Who Ruined Hoodoo?

Katrina Hazzard-Donald, Mojo Workin’: The Old African American Hoodoo System (Champaign: University of Illinois Press, 2013) 248 pp., photos, index, $85 (cloth), $28 (paper), ebook available.

 

Hazzard-Donald teaches anthropology and sociology at Rutgers University-Camden. She is herself an initiate into the Orisha religion, but this is not a work of  ethnography or autoethnography.

Her notes list some conversations with informants — rootworkers, etc., but Mojo Workin’ is based more on published sources, many from the 1890s–1920s, than on systematic fieldwork, apparently.  She saves descriptions of eight informants, including two fellow academics, for the book’s end, rarely quoting them in the text by name.

She divides American hoodoo into two (mainly) chronological categories: (1) Old Tradition “Black Belt” Hoodoo, as practiced in the South from slavery days up until the “great migration” to Northern cities, and (2) “Snake oil” or “marketeered” hoodoo, which is more commercial.

Practitioners of traditional hoodoo collected their own herbs, diagnosed clients, and participated in a “hoodoo complex” that she describes as “folk religion” that “integrated psychological support, spiritual direction, physical strength, and medicinal treatment.”

This she contrasts with the “exploitive” second version, the hoodoo of “curio shop” and candle shops, dream books, ads for “Sister This” and “Mother That” in magazines and newspapers catering to black readers, and Internet sellers of hoodoo supplies, mojo bags, etc. And who is behind this “snake oil” hoodoo? The Jews.

“Outsiders,” these businessmen — such as Morton Neumann (Valmor Co.), who also produced cosmetics for the African-American market or Morris Shapiro and Joseph Menke of Memphis, founders of Keystone Laboratories — are accused of seeking “unchallenged control of the Hoodoo supply market” and to “shut out blacks.”

Today’s Internet-based supply businesses, such as Lucky Mojo (whose owner, Cat Yronwode, happens to be Jewish), receive her particular scorn. According to one end note, Hazard-Donald tried to interview Yronwode by telephone, flaunting her Orisha credentials, and got the brush-off, which made her furious.

I have some problems with such neat dichotomies — old hoodoo good, “marketeered” hoodoo bad. Real people cross such boundaries, and even the author admits that “some old tradition [root] workers have succumbed to pressure to use at least some commercial supplies.”

But is “succumb” the right verb? Any folklore scholar could tell you that the line between “traditional” and “commercial” is thin and mutable.  Hazzard-Donald, for example, makes much of the Sanctified black church’s traditional Ring Shout’s connection with African religion. Here, for instance, is a self-consciously folkloric Ring Shout, while here is one whose participants were trying for a spot in the Guinness Book of World Records. Authentic? Staged? Commercial?
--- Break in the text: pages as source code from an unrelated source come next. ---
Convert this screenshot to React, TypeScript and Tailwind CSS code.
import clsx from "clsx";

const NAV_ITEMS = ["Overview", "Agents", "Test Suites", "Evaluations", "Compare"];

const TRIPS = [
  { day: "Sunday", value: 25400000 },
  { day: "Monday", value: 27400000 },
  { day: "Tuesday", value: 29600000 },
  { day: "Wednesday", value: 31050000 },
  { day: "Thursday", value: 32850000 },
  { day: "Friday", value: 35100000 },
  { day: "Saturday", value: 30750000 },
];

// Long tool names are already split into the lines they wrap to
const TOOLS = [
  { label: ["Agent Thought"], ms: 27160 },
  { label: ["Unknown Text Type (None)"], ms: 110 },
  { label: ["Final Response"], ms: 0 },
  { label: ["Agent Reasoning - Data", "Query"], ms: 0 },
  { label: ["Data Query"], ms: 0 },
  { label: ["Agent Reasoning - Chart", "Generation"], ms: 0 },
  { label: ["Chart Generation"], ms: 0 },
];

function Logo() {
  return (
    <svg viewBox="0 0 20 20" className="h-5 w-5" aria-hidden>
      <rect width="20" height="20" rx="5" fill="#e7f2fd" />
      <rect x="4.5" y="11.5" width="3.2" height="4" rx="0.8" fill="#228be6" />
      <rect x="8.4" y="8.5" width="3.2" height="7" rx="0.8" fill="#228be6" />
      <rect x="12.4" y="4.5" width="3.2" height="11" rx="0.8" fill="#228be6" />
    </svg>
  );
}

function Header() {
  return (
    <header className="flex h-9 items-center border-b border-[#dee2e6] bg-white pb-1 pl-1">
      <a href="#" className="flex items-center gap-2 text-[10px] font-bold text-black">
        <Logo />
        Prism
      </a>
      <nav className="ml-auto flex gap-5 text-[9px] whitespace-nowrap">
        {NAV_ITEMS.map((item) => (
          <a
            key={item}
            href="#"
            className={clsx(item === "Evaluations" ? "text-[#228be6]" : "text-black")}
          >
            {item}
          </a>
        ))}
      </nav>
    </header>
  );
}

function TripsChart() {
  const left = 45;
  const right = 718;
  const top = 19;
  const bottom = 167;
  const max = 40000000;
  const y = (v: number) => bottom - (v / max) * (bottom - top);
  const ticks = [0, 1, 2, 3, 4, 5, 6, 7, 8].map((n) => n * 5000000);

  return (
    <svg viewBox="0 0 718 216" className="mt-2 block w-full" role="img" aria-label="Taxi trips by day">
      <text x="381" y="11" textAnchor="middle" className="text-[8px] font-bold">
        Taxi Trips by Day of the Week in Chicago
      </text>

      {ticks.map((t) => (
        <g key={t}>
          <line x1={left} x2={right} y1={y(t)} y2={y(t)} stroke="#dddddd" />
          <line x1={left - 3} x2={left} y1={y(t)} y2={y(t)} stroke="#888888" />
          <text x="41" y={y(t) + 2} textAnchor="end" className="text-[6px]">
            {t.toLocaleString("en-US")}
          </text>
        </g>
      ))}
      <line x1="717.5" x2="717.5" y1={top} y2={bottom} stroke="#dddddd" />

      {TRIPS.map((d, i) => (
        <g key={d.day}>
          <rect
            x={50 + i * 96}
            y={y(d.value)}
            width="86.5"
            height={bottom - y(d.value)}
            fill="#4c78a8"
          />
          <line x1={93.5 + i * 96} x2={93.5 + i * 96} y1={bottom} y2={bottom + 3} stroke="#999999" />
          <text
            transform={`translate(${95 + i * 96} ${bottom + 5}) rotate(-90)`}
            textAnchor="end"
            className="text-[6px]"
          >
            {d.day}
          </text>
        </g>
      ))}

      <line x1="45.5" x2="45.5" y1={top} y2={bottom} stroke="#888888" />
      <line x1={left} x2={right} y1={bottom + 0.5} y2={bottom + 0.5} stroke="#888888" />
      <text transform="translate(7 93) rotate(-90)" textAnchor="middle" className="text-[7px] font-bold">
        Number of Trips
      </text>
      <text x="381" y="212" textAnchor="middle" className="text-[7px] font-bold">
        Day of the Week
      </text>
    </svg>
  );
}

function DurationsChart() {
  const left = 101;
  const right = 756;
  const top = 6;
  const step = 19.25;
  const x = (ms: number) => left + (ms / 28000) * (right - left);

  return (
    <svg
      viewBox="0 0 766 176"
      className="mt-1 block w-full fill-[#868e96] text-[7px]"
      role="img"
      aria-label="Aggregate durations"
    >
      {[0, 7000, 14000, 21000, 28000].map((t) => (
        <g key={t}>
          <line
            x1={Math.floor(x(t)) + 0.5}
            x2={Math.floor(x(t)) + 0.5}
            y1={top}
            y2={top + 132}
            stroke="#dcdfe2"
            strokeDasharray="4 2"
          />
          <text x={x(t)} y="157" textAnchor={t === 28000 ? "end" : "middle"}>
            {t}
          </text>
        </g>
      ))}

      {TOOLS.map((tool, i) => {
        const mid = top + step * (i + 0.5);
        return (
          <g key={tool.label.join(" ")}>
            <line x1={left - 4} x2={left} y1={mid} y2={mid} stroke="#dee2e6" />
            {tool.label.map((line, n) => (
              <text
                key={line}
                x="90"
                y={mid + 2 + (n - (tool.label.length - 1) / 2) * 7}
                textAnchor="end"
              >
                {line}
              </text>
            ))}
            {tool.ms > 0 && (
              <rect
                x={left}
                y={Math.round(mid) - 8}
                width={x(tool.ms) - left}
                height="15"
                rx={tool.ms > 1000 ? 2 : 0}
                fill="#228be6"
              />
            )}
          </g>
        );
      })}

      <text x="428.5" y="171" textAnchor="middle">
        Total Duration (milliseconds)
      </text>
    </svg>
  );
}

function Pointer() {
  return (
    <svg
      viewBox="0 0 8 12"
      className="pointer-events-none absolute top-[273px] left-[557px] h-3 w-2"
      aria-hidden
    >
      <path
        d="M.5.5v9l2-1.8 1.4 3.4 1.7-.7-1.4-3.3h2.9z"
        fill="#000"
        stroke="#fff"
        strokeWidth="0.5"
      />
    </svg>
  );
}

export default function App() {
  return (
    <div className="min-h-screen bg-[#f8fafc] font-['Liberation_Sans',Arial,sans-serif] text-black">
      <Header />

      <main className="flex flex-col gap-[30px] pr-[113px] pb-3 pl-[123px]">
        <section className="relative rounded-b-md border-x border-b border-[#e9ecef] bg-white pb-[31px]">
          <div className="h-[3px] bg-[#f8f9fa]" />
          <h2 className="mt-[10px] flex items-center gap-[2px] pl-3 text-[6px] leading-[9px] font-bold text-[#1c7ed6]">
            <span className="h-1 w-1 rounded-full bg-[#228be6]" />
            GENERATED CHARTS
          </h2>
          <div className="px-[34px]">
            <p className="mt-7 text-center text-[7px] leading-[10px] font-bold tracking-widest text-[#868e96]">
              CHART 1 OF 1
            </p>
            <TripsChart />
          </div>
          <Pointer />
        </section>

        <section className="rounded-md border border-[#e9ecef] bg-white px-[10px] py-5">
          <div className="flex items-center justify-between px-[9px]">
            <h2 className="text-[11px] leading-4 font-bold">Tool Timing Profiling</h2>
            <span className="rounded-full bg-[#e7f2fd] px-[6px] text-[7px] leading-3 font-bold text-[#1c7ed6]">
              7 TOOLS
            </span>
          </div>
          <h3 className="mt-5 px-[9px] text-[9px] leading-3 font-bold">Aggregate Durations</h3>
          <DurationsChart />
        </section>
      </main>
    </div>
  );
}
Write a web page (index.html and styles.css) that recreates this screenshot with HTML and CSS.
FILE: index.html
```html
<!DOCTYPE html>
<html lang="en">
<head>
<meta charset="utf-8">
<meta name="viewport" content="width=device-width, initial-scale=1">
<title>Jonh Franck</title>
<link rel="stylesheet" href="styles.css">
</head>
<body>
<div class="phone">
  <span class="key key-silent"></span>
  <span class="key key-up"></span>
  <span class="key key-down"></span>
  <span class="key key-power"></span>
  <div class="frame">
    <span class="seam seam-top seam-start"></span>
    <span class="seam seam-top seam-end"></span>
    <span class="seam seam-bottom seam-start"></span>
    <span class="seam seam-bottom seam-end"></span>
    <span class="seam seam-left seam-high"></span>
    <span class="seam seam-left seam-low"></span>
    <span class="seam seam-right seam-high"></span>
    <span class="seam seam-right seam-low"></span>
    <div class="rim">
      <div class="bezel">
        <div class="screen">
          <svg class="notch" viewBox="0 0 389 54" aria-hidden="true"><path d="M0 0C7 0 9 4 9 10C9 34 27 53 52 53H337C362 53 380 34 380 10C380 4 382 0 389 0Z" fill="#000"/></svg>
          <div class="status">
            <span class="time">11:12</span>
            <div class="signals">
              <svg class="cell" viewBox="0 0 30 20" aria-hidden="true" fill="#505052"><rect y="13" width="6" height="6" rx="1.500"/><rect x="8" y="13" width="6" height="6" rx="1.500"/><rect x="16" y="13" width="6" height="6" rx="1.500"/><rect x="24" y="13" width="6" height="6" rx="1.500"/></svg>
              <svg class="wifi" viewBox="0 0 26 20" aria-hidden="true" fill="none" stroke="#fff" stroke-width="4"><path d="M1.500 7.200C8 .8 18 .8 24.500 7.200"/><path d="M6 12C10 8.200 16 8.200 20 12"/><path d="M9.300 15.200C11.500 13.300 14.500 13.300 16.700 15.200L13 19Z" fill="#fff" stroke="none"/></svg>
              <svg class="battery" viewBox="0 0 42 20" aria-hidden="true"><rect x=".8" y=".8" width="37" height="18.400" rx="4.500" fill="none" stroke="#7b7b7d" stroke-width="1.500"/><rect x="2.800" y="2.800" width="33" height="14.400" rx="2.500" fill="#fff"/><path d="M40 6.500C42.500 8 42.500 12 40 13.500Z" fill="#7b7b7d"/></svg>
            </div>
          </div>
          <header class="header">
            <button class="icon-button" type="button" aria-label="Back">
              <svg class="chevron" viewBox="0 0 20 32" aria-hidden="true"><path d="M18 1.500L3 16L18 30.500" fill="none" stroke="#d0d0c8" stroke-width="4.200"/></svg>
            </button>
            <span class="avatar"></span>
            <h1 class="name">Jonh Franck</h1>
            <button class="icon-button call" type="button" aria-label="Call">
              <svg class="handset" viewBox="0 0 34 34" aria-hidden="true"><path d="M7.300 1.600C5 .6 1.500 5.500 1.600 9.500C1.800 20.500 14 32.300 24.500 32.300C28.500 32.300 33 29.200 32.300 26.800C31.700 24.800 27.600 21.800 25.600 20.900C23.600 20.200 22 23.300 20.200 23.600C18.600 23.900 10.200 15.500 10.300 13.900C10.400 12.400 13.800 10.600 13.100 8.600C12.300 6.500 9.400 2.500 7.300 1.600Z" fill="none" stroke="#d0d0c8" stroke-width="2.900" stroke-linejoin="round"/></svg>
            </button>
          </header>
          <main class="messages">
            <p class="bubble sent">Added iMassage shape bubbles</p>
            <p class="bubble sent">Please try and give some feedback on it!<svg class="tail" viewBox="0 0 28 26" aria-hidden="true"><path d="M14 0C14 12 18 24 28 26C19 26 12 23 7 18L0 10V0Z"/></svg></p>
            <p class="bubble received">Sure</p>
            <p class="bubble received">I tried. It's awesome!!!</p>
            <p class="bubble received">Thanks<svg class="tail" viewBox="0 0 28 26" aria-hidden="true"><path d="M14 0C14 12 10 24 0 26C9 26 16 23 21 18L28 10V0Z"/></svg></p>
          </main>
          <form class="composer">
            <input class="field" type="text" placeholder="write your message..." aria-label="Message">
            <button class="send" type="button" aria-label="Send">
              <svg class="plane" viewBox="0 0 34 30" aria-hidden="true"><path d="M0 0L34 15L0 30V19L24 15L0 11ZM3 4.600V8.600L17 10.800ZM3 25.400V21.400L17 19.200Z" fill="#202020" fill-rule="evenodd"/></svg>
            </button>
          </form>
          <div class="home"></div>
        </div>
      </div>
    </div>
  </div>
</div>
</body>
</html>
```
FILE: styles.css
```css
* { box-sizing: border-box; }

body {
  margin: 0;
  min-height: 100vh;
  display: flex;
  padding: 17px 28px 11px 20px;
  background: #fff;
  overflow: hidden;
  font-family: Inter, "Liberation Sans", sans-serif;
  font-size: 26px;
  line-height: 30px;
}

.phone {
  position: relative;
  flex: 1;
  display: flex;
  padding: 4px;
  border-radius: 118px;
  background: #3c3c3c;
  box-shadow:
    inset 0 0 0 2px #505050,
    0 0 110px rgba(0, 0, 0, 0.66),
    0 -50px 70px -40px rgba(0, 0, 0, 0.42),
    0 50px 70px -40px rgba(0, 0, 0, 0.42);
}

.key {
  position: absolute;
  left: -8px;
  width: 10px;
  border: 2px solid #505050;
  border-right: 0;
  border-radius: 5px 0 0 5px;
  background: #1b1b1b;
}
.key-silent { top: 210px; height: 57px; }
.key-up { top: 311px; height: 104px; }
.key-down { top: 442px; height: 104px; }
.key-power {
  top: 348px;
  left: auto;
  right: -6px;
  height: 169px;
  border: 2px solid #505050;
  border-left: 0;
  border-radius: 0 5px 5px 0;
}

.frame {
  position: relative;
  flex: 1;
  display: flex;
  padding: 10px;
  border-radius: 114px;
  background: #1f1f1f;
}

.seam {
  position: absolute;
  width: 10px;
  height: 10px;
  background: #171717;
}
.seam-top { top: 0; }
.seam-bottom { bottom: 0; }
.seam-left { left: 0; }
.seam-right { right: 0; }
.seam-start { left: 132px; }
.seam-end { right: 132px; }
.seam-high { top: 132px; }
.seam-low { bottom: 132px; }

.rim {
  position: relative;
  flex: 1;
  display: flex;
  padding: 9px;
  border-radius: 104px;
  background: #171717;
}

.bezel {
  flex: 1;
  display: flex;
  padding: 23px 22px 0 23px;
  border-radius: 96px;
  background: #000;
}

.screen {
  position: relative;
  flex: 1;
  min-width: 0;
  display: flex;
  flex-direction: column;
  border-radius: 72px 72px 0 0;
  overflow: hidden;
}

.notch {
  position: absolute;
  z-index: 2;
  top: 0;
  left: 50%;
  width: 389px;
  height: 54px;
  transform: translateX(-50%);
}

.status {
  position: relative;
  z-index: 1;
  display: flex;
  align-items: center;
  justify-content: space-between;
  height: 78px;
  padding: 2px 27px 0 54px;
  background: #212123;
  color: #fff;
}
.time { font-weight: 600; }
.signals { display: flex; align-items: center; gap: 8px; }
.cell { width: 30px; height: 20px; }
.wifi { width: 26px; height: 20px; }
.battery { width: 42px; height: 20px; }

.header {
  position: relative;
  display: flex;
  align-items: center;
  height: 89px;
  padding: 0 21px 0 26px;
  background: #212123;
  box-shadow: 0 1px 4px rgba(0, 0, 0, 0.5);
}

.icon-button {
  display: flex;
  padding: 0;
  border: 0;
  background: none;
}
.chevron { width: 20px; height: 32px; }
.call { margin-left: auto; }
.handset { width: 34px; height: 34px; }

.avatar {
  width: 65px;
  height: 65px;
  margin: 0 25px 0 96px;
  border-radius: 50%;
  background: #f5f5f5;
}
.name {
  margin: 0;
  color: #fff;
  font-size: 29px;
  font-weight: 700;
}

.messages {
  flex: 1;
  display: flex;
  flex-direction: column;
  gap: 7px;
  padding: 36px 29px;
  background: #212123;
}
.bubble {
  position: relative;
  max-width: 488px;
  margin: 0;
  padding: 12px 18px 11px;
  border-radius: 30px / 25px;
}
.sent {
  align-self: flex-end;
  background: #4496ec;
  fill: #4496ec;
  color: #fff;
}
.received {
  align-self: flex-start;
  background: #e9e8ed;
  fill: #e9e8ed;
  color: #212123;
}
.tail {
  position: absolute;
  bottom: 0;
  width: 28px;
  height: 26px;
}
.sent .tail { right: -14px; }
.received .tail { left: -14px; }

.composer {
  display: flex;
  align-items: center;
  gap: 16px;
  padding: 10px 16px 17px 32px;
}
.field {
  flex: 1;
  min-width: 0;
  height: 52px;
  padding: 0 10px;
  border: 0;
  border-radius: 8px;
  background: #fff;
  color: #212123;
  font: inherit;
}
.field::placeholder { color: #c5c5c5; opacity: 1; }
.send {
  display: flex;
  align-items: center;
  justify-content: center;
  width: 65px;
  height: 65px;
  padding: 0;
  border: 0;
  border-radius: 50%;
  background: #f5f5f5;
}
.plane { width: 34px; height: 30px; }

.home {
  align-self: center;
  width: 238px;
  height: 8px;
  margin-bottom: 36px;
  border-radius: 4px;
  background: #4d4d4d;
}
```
But my chief interest in Mojo Workin’ was as someone interested in esoteric, magical, and underground American religion. As an insider, Hazzard-Donald’s authorial viewpoint is both emic and “curatorial,” for she sees her book as a step toward a Hoodoo revival as it becomes “a healthy and rebounding supplemental spiritual system.”

She treats “religion” as a self-evident category, uncritically describing hoodoo as “religion” even after the “death of the gods,” that historical point (somewhere before 1740, but the paragraph is confusing) at which the cultus of the African gods had ceased. (In North America, that is, where a predominately Protestant society and smaller plantation sizes worked against the kind of African-Catholic syncretism that occurred, for instance, on the big sugar plantations of Brazil, Cuba, etc.)

Given that most definitions of “religion” are based on scriptural and credal traditions — and hoodoo is neither — I would have liked to see how it fits a category of “religion” even when blended with the Sanctified churches, as when psalms become incantations to accompany a working or when, as Hazzard-Donald describes, yesterday’s conjure man becomes today’s charismatic preacher.

“System” or “religion” — how do we talk about these things? Hoodoo, like polytheism and animism, challenges our ideas of what “religion” is?